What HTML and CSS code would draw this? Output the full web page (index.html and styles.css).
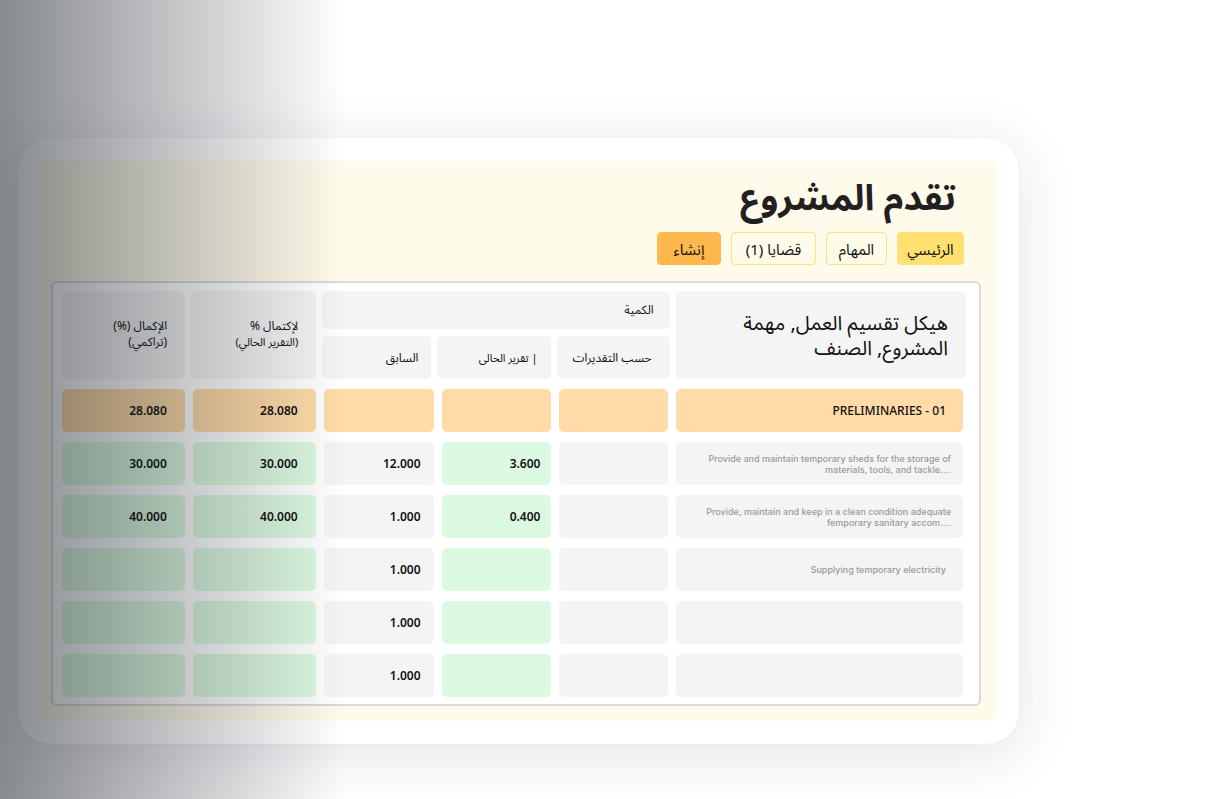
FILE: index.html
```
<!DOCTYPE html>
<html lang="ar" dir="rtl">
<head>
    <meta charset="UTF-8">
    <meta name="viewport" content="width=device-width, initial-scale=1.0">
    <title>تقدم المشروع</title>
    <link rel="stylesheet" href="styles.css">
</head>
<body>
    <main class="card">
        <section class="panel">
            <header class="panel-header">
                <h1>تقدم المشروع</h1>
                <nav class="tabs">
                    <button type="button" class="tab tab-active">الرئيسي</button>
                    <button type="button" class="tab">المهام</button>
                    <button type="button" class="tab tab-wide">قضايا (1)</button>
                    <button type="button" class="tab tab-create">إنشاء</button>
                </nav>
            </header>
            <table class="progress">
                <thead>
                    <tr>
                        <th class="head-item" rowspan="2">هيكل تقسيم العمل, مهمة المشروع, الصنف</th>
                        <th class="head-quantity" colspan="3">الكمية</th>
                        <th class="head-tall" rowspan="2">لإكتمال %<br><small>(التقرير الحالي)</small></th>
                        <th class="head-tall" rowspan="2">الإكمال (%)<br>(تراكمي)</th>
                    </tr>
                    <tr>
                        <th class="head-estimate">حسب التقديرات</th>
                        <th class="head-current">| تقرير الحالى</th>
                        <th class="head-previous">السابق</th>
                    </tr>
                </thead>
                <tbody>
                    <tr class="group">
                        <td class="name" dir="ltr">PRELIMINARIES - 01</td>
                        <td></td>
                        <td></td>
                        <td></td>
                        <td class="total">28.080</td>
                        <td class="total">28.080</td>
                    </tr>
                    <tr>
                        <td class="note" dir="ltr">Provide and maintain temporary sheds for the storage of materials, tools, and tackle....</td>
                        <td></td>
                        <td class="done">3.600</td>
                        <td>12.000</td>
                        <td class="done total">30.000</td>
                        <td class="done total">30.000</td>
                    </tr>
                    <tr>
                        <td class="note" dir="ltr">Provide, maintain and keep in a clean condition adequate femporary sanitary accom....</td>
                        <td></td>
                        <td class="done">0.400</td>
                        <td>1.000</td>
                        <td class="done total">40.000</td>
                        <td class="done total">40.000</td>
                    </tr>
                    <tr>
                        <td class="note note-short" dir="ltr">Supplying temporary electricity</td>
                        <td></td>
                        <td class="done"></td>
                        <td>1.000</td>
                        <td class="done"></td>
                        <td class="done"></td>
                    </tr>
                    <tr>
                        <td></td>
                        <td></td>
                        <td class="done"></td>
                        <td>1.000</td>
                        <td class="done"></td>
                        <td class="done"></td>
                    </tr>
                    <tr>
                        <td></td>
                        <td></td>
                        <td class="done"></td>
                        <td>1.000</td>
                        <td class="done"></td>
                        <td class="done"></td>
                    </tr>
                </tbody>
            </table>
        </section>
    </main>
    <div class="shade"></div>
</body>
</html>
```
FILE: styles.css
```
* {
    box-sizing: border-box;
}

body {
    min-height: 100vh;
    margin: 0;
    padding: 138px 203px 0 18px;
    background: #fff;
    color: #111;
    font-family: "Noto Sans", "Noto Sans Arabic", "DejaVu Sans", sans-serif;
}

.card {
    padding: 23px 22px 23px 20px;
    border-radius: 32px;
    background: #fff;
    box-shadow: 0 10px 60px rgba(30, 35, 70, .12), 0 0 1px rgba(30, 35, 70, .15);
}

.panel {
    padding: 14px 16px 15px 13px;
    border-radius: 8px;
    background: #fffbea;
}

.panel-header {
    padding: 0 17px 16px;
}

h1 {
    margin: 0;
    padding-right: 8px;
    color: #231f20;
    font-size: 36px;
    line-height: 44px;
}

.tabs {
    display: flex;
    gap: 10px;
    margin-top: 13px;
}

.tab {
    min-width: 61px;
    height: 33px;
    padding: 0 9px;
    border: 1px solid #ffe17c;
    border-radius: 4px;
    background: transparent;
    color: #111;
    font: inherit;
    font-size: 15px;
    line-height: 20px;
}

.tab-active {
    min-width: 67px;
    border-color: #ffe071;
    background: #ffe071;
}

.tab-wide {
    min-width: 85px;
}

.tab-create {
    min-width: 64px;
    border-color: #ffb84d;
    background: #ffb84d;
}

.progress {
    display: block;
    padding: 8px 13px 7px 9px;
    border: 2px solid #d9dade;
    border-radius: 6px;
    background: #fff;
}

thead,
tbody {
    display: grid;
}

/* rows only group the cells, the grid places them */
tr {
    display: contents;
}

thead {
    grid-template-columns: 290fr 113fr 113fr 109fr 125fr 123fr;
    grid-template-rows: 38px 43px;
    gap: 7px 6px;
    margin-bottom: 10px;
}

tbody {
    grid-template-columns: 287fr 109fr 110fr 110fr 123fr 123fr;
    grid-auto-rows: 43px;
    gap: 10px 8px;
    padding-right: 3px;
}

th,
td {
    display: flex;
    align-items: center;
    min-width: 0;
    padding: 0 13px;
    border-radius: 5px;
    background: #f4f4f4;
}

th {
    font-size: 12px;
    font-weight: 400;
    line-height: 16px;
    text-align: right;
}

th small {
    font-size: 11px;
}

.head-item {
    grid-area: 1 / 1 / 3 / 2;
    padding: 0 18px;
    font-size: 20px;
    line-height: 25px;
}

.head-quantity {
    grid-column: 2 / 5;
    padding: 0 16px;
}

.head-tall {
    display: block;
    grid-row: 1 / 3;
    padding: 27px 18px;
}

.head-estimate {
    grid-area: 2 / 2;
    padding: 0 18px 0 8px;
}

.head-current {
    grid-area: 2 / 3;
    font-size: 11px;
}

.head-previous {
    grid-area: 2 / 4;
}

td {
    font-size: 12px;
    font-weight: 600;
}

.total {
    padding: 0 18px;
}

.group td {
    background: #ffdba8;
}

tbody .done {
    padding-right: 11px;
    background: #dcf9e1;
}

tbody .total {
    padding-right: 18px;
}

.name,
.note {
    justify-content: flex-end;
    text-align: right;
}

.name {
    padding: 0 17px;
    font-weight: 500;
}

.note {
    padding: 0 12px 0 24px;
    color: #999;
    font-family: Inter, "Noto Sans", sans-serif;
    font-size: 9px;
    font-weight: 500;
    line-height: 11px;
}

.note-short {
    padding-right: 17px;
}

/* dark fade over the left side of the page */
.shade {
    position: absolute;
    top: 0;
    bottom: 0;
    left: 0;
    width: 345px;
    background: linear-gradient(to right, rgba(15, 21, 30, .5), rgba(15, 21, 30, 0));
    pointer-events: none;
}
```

● ● ●

→ What you should do
The listing above must be printed again exactly, minus its pictures.

→ Answer for the task
What HTML and CSS code would draw this? Output the full web page (index.html and styles.css).
FILE: index.html
```
<!DOCTYPE html>
<html lang="ar" dir="rtl">
<head>
    <meta charset="UTF-8">
    <meta name="viewport" content="width=device-width, initial-scale=1.0">
    <title>تقدم المشروع</title>
    <link rel="stylesheet" href="styles.css">
</head>
<body>
    <main class="card">
        <section class="panel">
            <header class="panel-header">
                <h1>تقدم المشروع</h1>
                <nav class="tabs">
                    <button type="button" class="tab tab-active">الرئيسي</button>
                    <button type="button" class="tab">المهام</button>
                    <button type="button" class="tab tab-wide">قضايا (1)</button>
                    <button type="button" class="tab tab-create">إنشاء</button>
                </nav>
            </header>
            <table class="progress">
                <thead>
                    <tr>
                        <th class="head-item" rowspan="2">هيكل تقسيم العمل, مهمة المشروع, الصنف</th>
                        <th class="head-quantity" colspan="3">الكمية</th>
                        <th class="head-tall" rowspan="2">لإكتمال %<br><small>(التقرير الحالي)</small></th>
                        <th class="head-tall" rowspan="2">الإكمال (%)<br>(تراكمي)</th>
                    </tr>
                    <tr>
                        <th class="head-estimate">حسب التقديرات</th>
                        <th class="head-current">| تقرير الحالى</th>
                        <th class="head-previous">السابق</th>
                    </tr>
                </thead>
                <tbody>
                    <tr class="group">
                        <td class="name" dir="ltr">PRELIMINARIES - 01</td>
                        <td></td>
                        <td></td>
                        <td></td>
                        <td class="total">28.080</td>
                        <td class="total">28.080</td>
                    </tr>
                    <tr>
                        <td class="note" dir="ltr">Provide and maintain temporary sheds for the storage of materials, tools, and tackle....</td>
                        <td></td>
                        <td class="done">3.600</td>
                        <td>12.000</td>
                        <td class="done total">30.000</td>
                        <td class="done total">30.000</td>
                    </tr>
                    <tr>
                        <td class="note" dir="ltr">Provide, maintain and keep in a clean condition adequate femporary sanitary accom....</td>
                        <td></td>
                        <td class="done">0.400</td>
                        <td>1.000</td>
                        <td class="done total">40.000</td>
                        <td class="done total">40.000</td>
                    </tr>
                    <tr>
                        <td class="note note-short" dir="ltr">Supplying temporary electricity</td>
                        <td></td>
                        <td class="done"></td>
                        <td>1.000</td>
                        <td class="done"></td>
                        <td class="done"></td>
                    </tr>
                    <tr>
                        <td></td>
                        <td></td>
                        <td class="done"></td>
                        <td>1.000</td>
                        <td class="done"></td>
                        <td class="done"></td>
                    </tr>
                    <tr>
                        <td></td>
                        <td></td>
                        <td class="done"></td>
                        <td>1.000</td>
                        <td class="done"></td>
                        <td class="done"></td>
                    </tr>
                </tbody>
            </table>
        </section>
    </main>
    <div class="shade"></div>
</body>
</html>
```
FILE: styles.css
```
* {
    box-sizing: border-box;
}

body {
    min-height: 100vh;
    margin: 0;
    padding: 138px 203px 0 18px;
    background: #fff;
    color: #111;
    font-family: "Noto Sans", "Noto Sans Arabic", "DejaVu Sans", sans-serif;
}

.card {
    padding: 23px 22px 23px 20px;
    border-radius: 32px;
    background: #fff;
    box-shadow: 0 10px 60px rgba(30, 35, 70, .12), 0 0 1px rgba(30, 35, 70, .15);
}

.panel {
    padding: 14px 16px 15px 13px;
    border-radius: 8px;
    background: #fffbea;
}

.panel-header {
    padding: 0 17px 16px;
}

h1 {
    margin: 0;
    padding-right: 8px;
    color: #231f20;
    font-size: 36px;
    line-height: 44px;
}

.tabs {
    display: flex;
    gap: 10px;
    margin-top: 13px;
}

.tab {
    min-width: 61px;
    height: 33px;
    padding: 0 9px;
    border: 1px solid #ffe17c;
    border-radius: 4px;
    background: transparent;
    color: #111;
    font: inherit;
    font-size: 15px;
    line-height: 20px;
}

.tab-active {
    min-width: 67px;
    border-color: #ffe071;
    background: #ffe071;
}

.tab-wide {
    min-width: 85px;
}

.tab-create {
    min-width: 64px;
    border-color: #ffb84d;
    background: #ffb84d;
}

.progress {
    display: block;
    padding: 8px 13px 7px 9px;
    border: 2px solid #d9dade;
    border-radius: 6px;
    background: #fff;
}

thead,
tbody {
    display: grid;
}

/* rows only group the cells, the grid places them */
tr {
    display: contents;
}

thead {
    grid-template-columns: 290fr 113fr 113fr 109fr 125fr 123fr;
    grid-template-rows: 38px 43px;
    gap: 7px 6px;
    margin-bottom: 10px;
}

tbody {
    grid-template-columns: 287fr 109fr 110fr 110fr 123fr 123fr;
    grid-auto-rows: 43px;
    gap: 10px 8px;
    padding-right: 3px;
}

th,
td {
    display: flex;
    align-items: center;
    min-width: 0;
    padding: 0 13px;
    border-radius: 5px;
    background: #f4f4f4;
}

th {
    font-size: 12px;
    font-weight: 400;
    line-height: 16px;
    text-align: right;
}

th small {
    font-size: 11px;
}

.head-item {
    grid-area: 1 / 1 / 3 / 2;
    padding: 0 18px;
    font-size: 20px;
    line-height: 25px;
}

.head-quantity {
    grid-column: 2 / 5;
    padding: 0 16px;
}

.head-tall {
    display: block;
    grid-row: 1 / 3;
    padding: 27px 18px;
}

.head-estimate {
    grid-area: 2 / 2;
    padding: 0 18px 0 8px;
}

.head-current {
    grid-area: 2 / 3;
    font-size: 11px;
}

.head-previous {
    grid-area: 2 / 4;
}

td {
    font-size: 12px;
    font-weight: 600;
}

.total {
    padding: 0 18px;
}

.group td {
    background: #ffdba8;
}

tbody .done {
    padding-right: 11px;
    background: #dcf9e1;
}

tbody .total {
    padding-right: 18px;
}

.name,
.note {
    justify-content: flex-end;
    text-align: right;
}

.name {
    padding: 0 17px;
    font-weight: 500;
}

.note {
    padding: 0 12px 0 24px;
    color: #999;
    font-family: Inter, "Noto Sans", sans-serif;
    font-size: 9px;
    font-weight: 500;
    line-height: 11px;
}

.note-short {
    padding-right: 17px;
}

/* dark fade over the left side of the page */
.shade {
    position: absolute;
    top: 0;
    bottom: 0;
    left: 0;
    width: 345px;
    background: linear-gradient(to right, rgba(15, 21, 30, .5), rgba(15, 21, 30, 0));
    pointer-events: none;
}
```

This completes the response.